Web securityDetecting malicious Web sites before they do harm

Published 31 October 2016

Malicious Web sites promoting scams, distributing malware, and collecting phished credentials pervade the Web. As quickly as we block or blacklist them, criminals set up new domain names to support their activities. Now a research have developed a technique to make it more difficult to register new domains for nefarious purposes.

Malicious Web sites promoting scams, distributing malware, and collecting phished credentials pervade the Web. As quickly as we block or blacklist them, criminals set up new domain names to support their activities. Now a research team including Princeton University computer science professor Nick Feamster and recently graduated Ph.D. student Shuang Hao has developed a technique to make it more difficult to register new domains for nefarious purposes.

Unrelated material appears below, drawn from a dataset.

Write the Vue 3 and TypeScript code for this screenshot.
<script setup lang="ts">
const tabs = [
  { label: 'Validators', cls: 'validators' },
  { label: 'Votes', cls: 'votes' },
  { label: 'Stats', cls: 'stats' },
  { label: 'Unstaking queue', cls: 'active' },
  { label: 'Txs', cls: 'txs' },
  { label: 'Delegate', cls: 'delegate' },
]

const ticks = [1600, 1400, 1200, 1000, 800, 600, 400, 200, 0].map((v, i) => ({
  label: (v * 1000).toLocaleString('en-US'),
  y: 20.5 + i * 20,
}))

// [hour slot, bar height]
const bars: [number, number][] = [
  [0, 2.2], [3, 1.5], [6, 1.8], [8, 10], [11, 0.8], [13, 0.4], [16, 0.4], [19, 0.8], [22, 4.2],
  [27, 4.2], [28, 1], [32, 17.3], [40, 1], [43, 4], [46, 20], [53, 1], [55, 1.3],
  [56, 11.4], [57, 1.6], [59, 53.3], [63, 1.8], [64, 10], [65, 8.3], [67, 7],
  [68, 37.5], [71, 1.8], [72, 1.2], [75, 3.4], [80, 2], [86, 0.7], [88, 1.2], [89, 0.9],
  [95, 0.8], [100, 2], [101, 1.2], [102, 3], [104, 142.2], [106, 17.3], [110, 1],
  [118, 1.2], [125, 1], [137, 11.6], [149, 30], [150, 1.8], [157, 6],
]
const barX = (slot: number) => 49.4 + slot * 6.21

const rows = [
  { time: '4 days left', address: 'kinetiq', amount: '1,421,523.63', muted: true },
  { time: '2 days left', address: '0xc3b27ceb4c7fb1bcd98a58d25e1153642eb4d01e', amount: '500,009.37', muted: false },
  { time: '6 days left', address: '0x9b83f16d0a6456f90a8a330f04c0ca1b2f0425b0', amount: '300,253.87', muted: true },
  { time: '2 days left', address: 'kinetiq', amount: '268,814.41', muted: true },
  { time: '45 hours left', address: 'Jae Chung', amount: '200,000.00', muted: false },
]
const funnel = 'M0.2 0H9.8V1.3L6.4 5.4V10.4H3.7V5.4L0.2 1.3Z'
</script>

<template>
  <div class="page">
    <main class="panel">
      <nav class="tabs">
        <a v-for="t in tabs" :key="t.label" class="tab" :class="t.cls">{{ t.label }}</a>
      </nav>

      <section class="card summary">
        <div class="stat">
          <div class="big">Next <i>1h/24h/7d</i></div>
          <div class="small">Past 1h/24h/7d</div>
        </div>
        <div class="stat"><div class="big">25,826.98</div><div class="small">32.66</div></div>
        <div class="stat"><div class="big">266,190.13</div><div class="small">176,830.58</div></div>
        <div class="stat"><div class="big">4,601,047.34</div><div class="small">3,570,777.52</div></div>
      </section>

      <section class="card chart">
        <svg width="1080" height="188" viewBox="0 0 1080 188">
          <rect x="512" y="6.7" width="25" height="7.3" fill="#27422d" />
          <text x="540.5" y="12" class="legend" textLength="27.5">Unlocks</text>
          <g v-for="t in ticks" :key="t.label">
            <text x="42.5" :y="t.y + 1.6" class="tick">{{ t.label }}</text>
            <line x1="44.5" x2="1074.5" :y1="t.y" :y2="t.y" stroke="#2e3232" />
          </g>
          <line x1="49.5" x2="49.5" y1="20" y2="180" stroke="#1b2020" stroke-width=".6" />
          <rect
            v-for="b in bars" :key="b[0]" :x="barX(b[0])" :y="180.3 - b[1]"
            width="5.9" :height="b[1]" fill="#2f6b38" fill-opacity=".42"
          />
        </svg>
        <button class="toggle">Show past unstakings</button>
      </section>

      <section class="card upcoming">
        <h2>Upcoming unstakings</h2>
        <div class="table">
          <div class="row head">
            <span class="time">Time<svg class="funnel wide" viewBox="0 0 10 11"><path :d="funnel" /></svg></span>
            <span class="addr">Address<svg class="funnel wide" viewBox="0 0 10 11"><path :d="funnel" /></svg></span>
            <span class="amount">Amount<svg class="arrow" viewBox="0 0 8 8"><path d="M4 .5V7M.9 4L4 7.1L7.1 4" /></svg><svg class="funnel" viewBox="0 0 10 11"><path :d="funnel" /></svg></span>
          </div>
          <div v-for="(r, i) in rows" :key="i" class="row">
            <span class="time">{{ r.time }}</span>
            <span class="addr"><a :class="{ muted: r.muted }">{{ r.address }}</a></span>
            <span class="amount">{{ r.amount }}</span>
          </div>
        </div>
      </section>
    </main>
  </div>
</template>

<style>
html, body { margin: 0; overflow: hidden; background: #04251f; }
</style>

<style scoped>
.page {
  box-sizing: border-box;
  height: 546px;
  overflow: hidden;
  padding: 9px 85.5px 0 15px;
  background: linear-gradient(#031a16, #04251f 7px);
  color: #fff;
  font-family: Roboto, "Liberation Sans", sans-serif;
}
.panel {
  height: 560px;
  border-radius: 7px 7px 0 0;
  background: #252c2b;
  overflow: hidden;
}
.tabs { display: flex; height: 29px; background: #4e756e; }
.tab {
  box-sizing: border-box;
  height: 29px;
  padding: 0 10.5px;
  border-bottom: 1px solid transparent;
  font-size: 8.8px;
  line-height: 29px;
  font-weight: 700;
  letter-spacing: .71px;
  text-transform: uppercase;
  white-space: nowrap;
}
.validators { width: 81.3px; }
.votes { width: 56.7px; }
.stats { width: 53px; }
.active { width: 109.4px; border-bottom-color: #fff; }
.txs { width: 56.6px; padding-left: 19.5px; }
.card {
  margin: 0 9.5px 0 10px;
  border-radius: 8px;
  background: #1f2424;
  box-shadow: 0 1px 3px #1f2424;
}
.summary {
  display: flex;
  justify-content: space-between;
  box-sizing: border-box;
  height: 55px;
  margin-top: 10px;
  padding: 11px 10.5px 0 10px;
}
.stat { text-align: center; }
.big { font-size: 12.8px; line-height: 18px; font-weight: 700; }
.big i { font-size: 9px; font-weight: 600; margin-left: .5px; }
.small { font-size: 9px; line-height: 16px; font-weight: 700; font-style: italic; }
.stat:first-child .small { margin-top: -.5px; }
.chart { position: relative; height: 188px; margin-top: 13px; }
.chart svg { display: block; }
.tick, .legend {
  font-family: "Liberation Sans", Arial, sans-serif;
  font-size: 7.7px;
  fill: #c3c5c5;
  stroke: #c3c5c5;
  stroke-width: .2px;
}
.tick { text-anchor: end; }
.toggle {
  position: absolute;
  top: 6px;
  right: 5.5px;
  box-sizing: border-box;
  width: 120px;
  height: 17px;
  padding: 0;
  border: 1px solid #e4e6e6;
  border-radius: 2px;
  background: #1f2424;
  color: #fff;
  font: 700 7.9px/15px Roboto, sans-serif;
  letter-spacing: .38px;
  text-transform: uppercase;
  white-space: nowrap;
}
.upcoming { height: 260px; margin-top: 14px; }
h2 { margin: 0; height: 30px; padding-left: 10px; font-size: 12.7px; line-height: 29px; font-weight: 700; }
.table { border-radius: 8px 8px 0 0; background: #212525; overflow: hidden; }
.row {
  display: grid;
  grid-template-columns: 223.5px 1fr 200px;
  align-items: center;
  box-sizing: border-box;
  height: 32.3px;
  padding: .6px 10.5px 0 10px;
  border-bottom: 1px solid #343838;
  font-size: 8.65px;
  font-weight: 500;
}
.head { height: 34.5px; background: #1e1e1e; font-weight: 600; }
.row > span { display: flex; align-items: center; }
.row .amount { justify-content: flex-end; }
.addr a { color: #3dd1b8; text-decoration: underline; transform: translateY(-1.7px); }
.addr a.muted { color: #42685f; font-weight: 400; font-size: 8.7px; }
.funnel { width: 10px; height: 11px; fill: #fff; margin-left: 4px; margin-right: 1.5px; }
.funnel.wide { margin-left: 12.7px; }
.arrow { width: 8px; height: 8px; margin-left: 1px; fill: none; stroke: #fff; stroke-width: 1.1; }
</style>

Princeton University says that in a paper presented 27 October at the 23rd ACM Conference on Computer and Communications Security, the researchers describe a system called PREDATOR that distinguishes between legitimate and malicious purchasers of new Web sites. In doing so, the system yields important insights into how those two groups behave differently online even before the malicious users have done anything obviously bad or harmful. These early signs of likely evil-doers help security professionals take preemptive measures, instead of waiting for a security threat to surface. 

The intuition has always been that the way that malicious actors use online resources somehow differs fundamentally from the way legitimate actors use them,” Feamster explained. “We were looking for those signals: what is it about a domain name that makes it automatically identifiable as a bad domain name?”

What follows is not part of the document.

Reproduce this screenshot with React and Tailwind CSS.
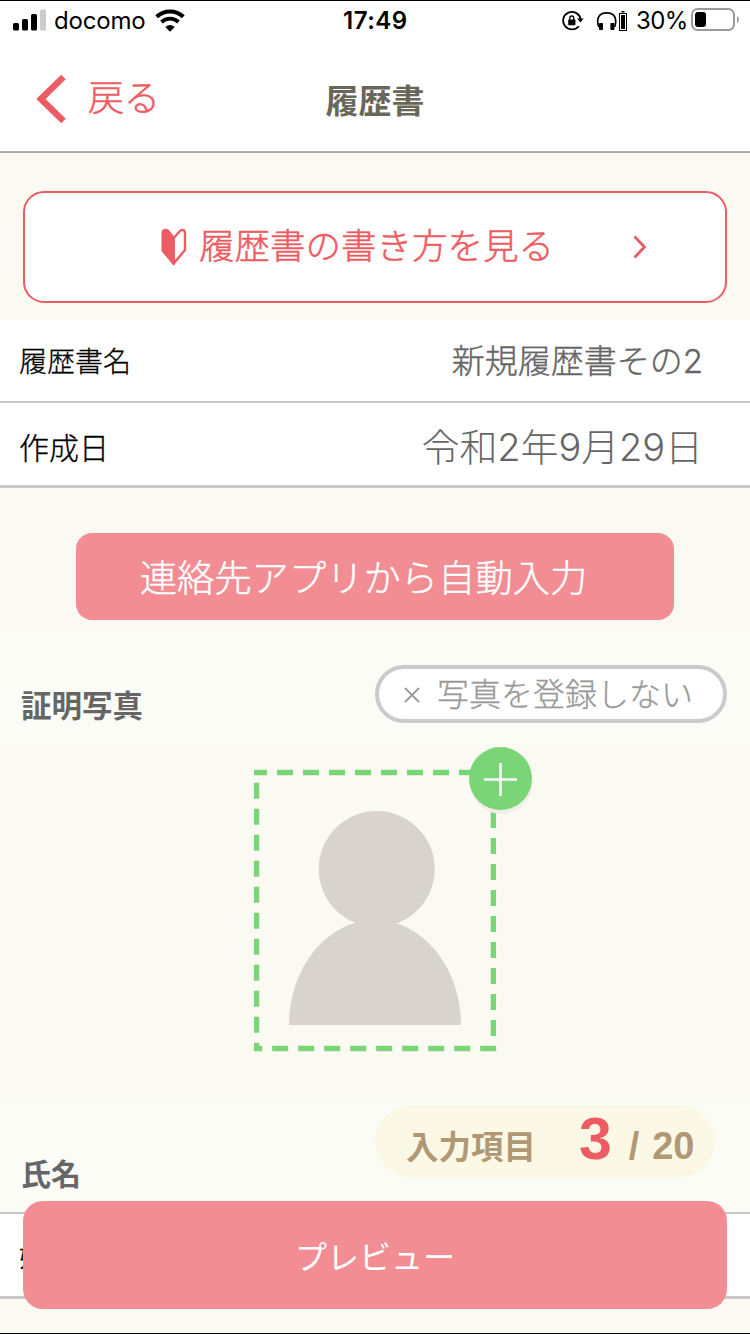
import React from "react";

const SignalIcon = () => (
	<svg className="ml-[13px] mt-2 w-[33px] h-[22px] shrink-0" viewBox="0 0 33 22">
		<rect x="0" y="14" width="6" height="7.5" rx="1.5" />
		<rect x="9" y="10" width="6" height="11.5" rx="1.5" />
		<rect x="18" y="5" width="6" height="16.5" rx="1.5" />
		<rect x="27" y="0.5" width="6" height="21" rx="1.5" fill="#cccccc" />
	</svg>
);

const WifiIcon = () => (
	<svg className="ml-[9px] mt-2 w-[30px] h-[23px] shrink-0" viewBox="0 0 30 23" fill="none" stroke="#000">
		<path d="M1.7 7.8A19.3 19.3 0 0 1 28.3 7.8" strokeWidth="4" />
		<path d="M6.5 13A12.4 12.4 0 0 1 23.5 13" strokeWidth="3.8" />
		<path d="M10.3 18Q15 14.2 19.7 18L15 22.8Z" fill="#000" stroke="none" />
	</svg>
);

const RotationLockIcon = () => (
	<svg className="mt-[9px] w-[22px] h-[22px] shrink-0" viewBox="0 0 22 22" fill="none" stroke="#000">
		<path d="M18.6 9A8.8 8.8 0 1 0 16.8 16.2" strokeWidth="1.8" />
		<path d="M15.2 8.6H21.6L18.4 12.6Z" fill="#000" stroke="none" />
		<rect x="6.2" y="9.4" width="7.2" height="5.8" rx="0.8" fill="#000" stroke="none" />
		<path d="M7.8 10V8a2 2 0 0 1 4 0V10" strokeWidth="1.3" />
	</svg>
);

const HeadphoneIcon = () => (
	<svg className="ml-3 mt-[9px] w-[32px] h-[22px] shrink-0" viewBox="0 0 32 22" fill="none" stroke="#000">
		<path d="M2.8 17C-.4 8 3.5 2.8 10.7 2.8S21.8 8 18.6 17" strokeWidth="1.7" />
		<rect x="3" y="13" width="4" height="7" rx="0.8" fill="#000" stroke="none" />
		<rect x="14.4" y="13" width="4" height="7" rx="0.8" fill="#000" stroke="none" />
		<rect x="23.5" y="3.5" width="7" height="17" strokeWidth="1" />
		<rect x="25" y="5" width="4" height="14" fill="#000" stroke="none" />
		<rect x="25.5" y="1" width="3" height="1.5" fill="#000" stroke="none" />
	</svg>
);

const BatteryIcon = () => (
	<svg className="ml-[5px] mt-[6px] w-[48px] h-[24px] shrink-0" viewBox="0 0 48 24">
		<rect x="1" y="2" width="42" height="21" rx="5.5" fill="none" stroke="#9b9b9b" strokeWidth="2" />
		<rect x="4" y="5" width="11" height="15" rx="3" />
		<path d="M46 9v7q2-1 2-3.5T46 9" fill="#9b9b9b" />
	</svg>
);

const BeginnerIcon = () => (
	<svg className="mb-px w-[26px] h-[38px] shrink-0" viewBox="0 0 26 38">
		<path
			d="M12.7 10L19.5 2.5Q24 .5 24 5.5V22L12.7 35.5Z"
			fill="none"
			stroke="#ed5c62"
			strokeWidth="2.4"
			strokeLinejoin="round"
		/>
		<path d="M13.5 9L7.5 1.6Q5 0 2.5 1.2Q.5 2 .5 5V23L12.5 37.5L13.5 37Z" fill="#ed5c62" />
	</svg>
);

const PhotoFrame = () => (
	<svg className="w-[320px] h-[351px]" viewBox="215 747 320 351">
		<g stroke="#7ad577" strokeWidth="5.3" strokeDasharray="16 10">
			<path d="M254 772.5H480" strokeDashoffset="3" />
			<path d="M256.6 782.7V1051" />
			<path d="M493.4 812V1037" />
			<path d="M254 1048.5H496.3" strokeDashoffset="7.8" />
		</g>
		<circle cx="376.7" cy="869" r="58" fill="#d9d3cd" />
		<path d="M289 1025A86 105 0 0 1 461 1025Z" fill="#d9d3cd" />
		<circle cx="501.5" cy="783" r="31" fill="#efeee7" />
		<circle cx="500.5" cy="778.5" r="31.5" fill="#7ad577" />
		<path d="M484 779.5H517M500.5 763V796" stroke="#fff" strokeWidth="2.5" />
	</svg>
);

const App = () => {
	return (
		<div className="relative flex flex-col w-[750px] h-[1334px] overflow-hidden border-y border-black bg-[#fbfaf2] font-['Inter','Noto_Sans_CJK_JP',sans-serif]">
			<header className="h-[152px] shrink-0 border-b-2 border-[#adada8] bg-white">
				<div className="flex h-10 text-2xl leading-[40px] text-black">
					<div className="flex w-[343px]">
						<SignalIcon />
						<span className="ml-[8px] w-[92px] tracking-[-0.2px]">docomo</span>
						<WifiIcon />
					</div>
					<span className="w-[219px] font-semibold tracking-[0.5px]">17:49</span>
					<RotationLockIcon />
					<HeadphoneIcon />
					<span className="ml-[8px] w-[50px] tracking-[-0.6px]">30%</span>
					<BatteryIcon />
				</div>
				<div className="grid grid-cols-3 items-center h-[116px]">
					<div className="flex items-center text-[#ed5c62]">
						<svg className="ml-[37px] w-[30px] h-[50px]" viewBox="0 0 30 50">
							<path d="M26.5 3L4 25L26.5 47" fill="none" stroke="#ed5c62" strokeWidth="6.5" />
						</svg>
						<span className="ml-[21px] mb-0.5 text-[36px] leading-[50px] font-light [-webkit-text-stroke:0.5px]">戻る</span>
					</div>
					<h1 className="pt-[3px] text-center text-[33px] leading-[50px] font-bold text-[#69675a]">履歴書</h1>
				</div>
			</header>

			<div className="h-[167px] shrink-0 px-[23px] pt-[38px]">
				<button className="flex items-center w-full h-[112px] pl-[136px] rounded-[21px] border-2 border-[#ed5c62] bg-white text-[#ed5c62]">
					<BeginnerIcon />
					<span className="ml-3 text-[35.5px] leading-[50px] font-light [-webkit-text-stroke:0.5px]">履歴書の書き方を見る</span>
					<svg className="ml-[79px] mb-px w-[14px] h-[24px]" viewBox="0 0 14 24">
						<path d="M1.5 1.5L11.5 12L1.5 22.5" fill="none" stroke="#ed5c62" strokeWidth="2.8" />
					</svg>
				</button>
			</div>

			<div className="flex items-center justify-between h-[83px] shrink-0 pl-[19px] pr-[47px] border-b-2 border-[#c8c8c8] bg-white">
				<span className="mt-[3px] text-[28px] leading-[40px] font-light text-black [-webkit-text-stroke:0.3px]">履歴書名</span>
				<span className="text-[33px] leading-[40px] font-light text-[#666] [-webkit-text-stroke:0.4px]">新規履歴書その2</span>
			</div>
			<div className="flex items-center justify-between h-[85px] shrink-0 pt-[6px] pl-[19px] pr-[47px] border-b-3 border-[#c8c8c8] bg-white">
				<span className="mt-0.5 text-[30px] leading-[40px] font-light text-black [-webkit-text-stroke:0.3px]">作成日</span>
				<span className="text-[38px] leading-[40px] font-light tracking-[-0.1px] text-[#666]">令和2年9月29日</span>
			</div>

			<div className="flex justify-center h-[140px] shrink-0 pt-[45px]">
				<button className="w-[598px] h-[87px] pt-1 pr-[23px] rounded-[16px] bg-[#f18d93] text-[37.3px] font-light text-white [-webkit-text-stroke:0.4px]">
					連絡先アプリから自動入力
				</button>
			</div>

			<div className="flex justify-between h-[119px] shrink-0 pl-[21px] pr-[23px] pt-[37px] bg-[#fbfcf6]">
				<h2 className="mt-[21px] text-[30.5px] leading-[40px] font-bold text-[#666]">証明写真</h2>
				<button className="flex items-center w-[352px] h-[58px] rounded-full border-4 border-[#cbcbcb] bg-white text-[#999]">
					<svg className="ml-[25px] mt-0.5 w-[16px] h-[16px]" viewBox="0 0 16 16">
						<path d="M1 1L15 15M15 1L1 15" stroke="#999" strokeWidth="1.8" />
					</svg>
					<span className="ml-[17px] mt-px text-[32px] leading-[40px] font-light [-webkit-text-stroke:0.3px]">写真を登録しない</span>
				</button>
			</div>

			<div className="flex justify-center h-[351px] shrink-0">
				<PhotoFrame />
			</div>

			<div className="h-[116px] shrink-0 pl-[21px] pt-[56px] border-b-2 border-[#c8c8c8] bg-[#fbfcf6]">
				<h2 className="text-[30px] leading-[40px] font-bold text-[#666]">氏名</h2>
			</div>
			<div className="flex items-center h-[85px] shrink-0 pl-[19px] border-b-3 border-[#c8c8c8] bg-white">
				<span className="mt-1 text-[28px] leading-[40px] font-light text-black [-webkit-text-stroke:0.3px]">姓</span>
			</div>

			{/* floating counter and preview button */}
			<div className="absolute inset-x-[23px] bottom-6 flex flex-col items-end gap-[23px]">
				<div className="flex items-baseline w-[340px] h-[73px] mr-3 pl-[31px] rounded-full bg-[#fbf9e5] font-bold text-[#b09875] leading-[68px]">
					<span className="text-[32.5px]">入力項目</span>
					<span className="ml-[43px] font-['Liberation_Sans',sans-serif] text-[59px] text-[#ed5c62]">3</span>
					<span className="ml-[17px] font-['Liberation_Sans',sans-serif] text-[38px] tracking-[-0.3px] [word-spacing:3px]">/ 20</span>
				</div>
				<button className="w-full h-[108px] pt-1.5 rounded-[20px] bg-[#f18d93] text-[32px] text-white">プレビュー</button>
			</div>
		</div>
	);
};

export default App;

Feamster, the acting director of Princeton’s Center for Information Technology Policy, will be participating in the upcoming fourth Princeton-Fung Global Forum, which is focused on cybersecurity. The event will be held 20-21 March 2017 in Berlin. 

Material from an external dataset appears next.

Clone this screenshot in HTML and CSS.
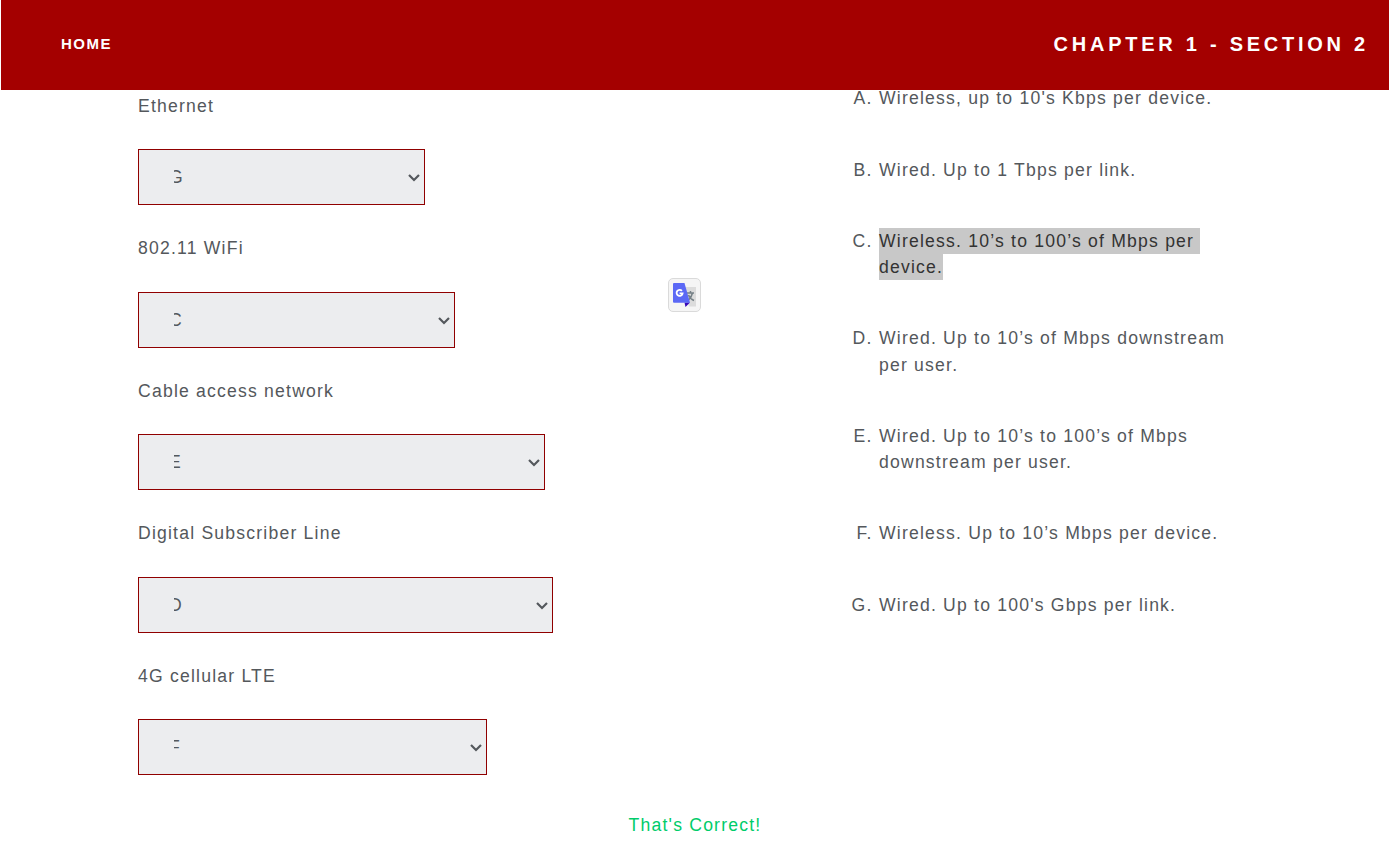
FILE: index.html
```html
<!DOCTYPE html>
<html lang="en">
<head>
<meta charset="utf-8">
<title>Chapter 1 - Section 2</title>
<link rel="stylesheet" href="styles.css">
</head>
<body>
<header class="topbar">
  <a class="home">HOME</a>
  <h1 class="chapter">CHAPTER 1 - SECTION 2</h1>
</header>
<main class="quiz">
  <section class="questions">
    <div class="question"><label class="label">Ethernet</label><select class="choice w-ethernet"><option>G</option></select></div>
    <div class="question"><label class="label">802.11 WiFi</label><select class="choice w-wifi"><option>C</option></select></div>
    <div class="question"><label class="label">Cable access network</label><select class="choice w-cable"><option>E</option></select></div>
    <div class="question"><label class="label">Digital Subscriber Line</label><select class="choice w-dsl"><option>D</option></select></div>
    <div class="question"><label class="label">4G cellular LTE</label><select class="choice w-lte"><option>F</option></select></div>
  </section>
  <ol class="answers">
    <li><span class="letter">A.</span><p>Wireless, up to 10's Kbps per device.</p></li>
    <li><span class="letter">B.</span><p>Wired. Up to 1 Tbps per link.</p></li>
    <li><span class="letter">C.</span><p><span class="selected">Wireless. 10’s to 100’s of Mbps per&nbsp;<br>device.</span></p></li>
    <li><span class="letter">D.</span><p>Wired. Up to 10’s of Mbps downstream<br>per user.</p></li>
    <li><span class="letter">E.</span><p>Wired. Up to 10’s to 100’s of Mbps<br>downstream per user.</p></li>
    <li><span class="letter">F.</span><p>Wireless. Up to 10’s Mbps per device.</p></li>
    <li><span class="letter">G.</span><p>Wired. Up to 100's Gbps per link.</p></li>
  </ol>
</main>
<p class="result">That's Correct!</p>
<div class="translate">
  <svg class="translate-icon" width="24" height="25" viewBox="0 0 24 25">
    <path d="M9 4h14v19.500H16z" fill="#dcdcdc"/>
    <path d="M14 10h7M17.500 8v2M19.500 10c-.8 3.500-2 5.500-4.500 7.500M15.500 12c1 2.500 2.500 4.300 5.500 5.500" fill="none" stroke="#758086" stroke-width="1.500"/>
    <path d="M11.500 19.500H17L12.500 24z" fill="#3709b8"/>
    <path d="M1 0h10.500L17 19.700H1q-1 0-1-1V1q0-1 1-1z" fill="#5b68f5"/>
    <path d="M8.900 7.900A3 3 0 1 0 9.600 10.300H6.600" fill="none" stroke="#fff" stroke-width="1.800"/>
  </svg>
</div>
</body>
</html>
```
FILE: styles.css
```css
* { box-sizing: border-box; }
body {
  margin: 0;
  height: 848px;
  overflow: hidden;
  background: #fff;
  color: #54585c;
  font: 17.6px/26.4px "Liberation Sans", Arial, sans-serif;
  letter-spacing: 1.2px;
}
p { margin: 0; }
.topbar {
  display: flex;
  align-items: center;
  justify-content: space-between;
  height: 90px;
  margin: 0 1px;
  padding: 0 20px 2px 60px;
  background: #a40000;
  color: #fff;
}
.home { font-size: 15px; font-weight: 700; letter-spacing: 1.5px; }
.chapter { margin: 0; font-size: 20px; letter-spacing: 3.75px; }
.quiz { display: flex; height: 709px; padding-left: 138px; }
.questions { width: 706px; padding-top: 2.7px; }
.question { height: 142.5px; }
.label { display: block; height: 56.7px; }
.choice {
  display: block;
  height: 56px;
  padding: 0 0 0 35px;
  border: 1px solid #900000;
  border-radius: 0;
  appearance: none;
  background: #ecedef url("data:image/svg+xml,%3Csvg xmlns='http://www.w3.org/2000/svg' width='12' height='8'%3E%3Cpath d='M1 1l5 5 5-5' fill='none' stroke='%2354585c' stroke-width='2.2'/%3E%3C/svg%3E") no-repeat right 4px top 24px;
  color: #54585c;
  font: inherit;
  letter-spacing: inherit;
  text-indent: -5px;
  outline: 0;
}
.w-ethernet { width: 287px; }
.w-wifi { width: 317px; }
.w-cable { width: 407px; }
.w-dsl { width: 415px; }
.w-lte { width: 349px; }
.answers { margin: -4.6px 0 0; padding: 0; list-style: none; }
.answers li { display: flex; margin-bottom: 44.75px; }
.letter { width: 35px; padding-right: 6.5px; text-align: right; white-space: nowrap; }
.selected { padding: 3px 0; background: #c8c8c8; color: #333; }
.result { padding-top: 13px; color: #00cc6a; text-align: center; }
.translate {
  position: absolute;
  left: 668px;
  top: 278px;
  display: flex;
  width: 33px;
  height: 34px;
  padding: 4px;
  border: 1px solid #dadada;
  border-radius: 5px;
  background: #f5f5f5;
}
.translate-icon { flex: none; }
```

Once a Web site begins to be used for malicious purposes — when it is linked to in spam e-mail campaigns, for instance, or when it installs malicious code on visitors’ machines — then defenders can flag it as bad and start blocking it. But by then, the site has already been used for the very kinds of behavior that we want to prevent. PREDATOR, which stands for Proactive Recognition and Elimination of Domain Abuse at Time-Of-Registration, gets ahead of the curve.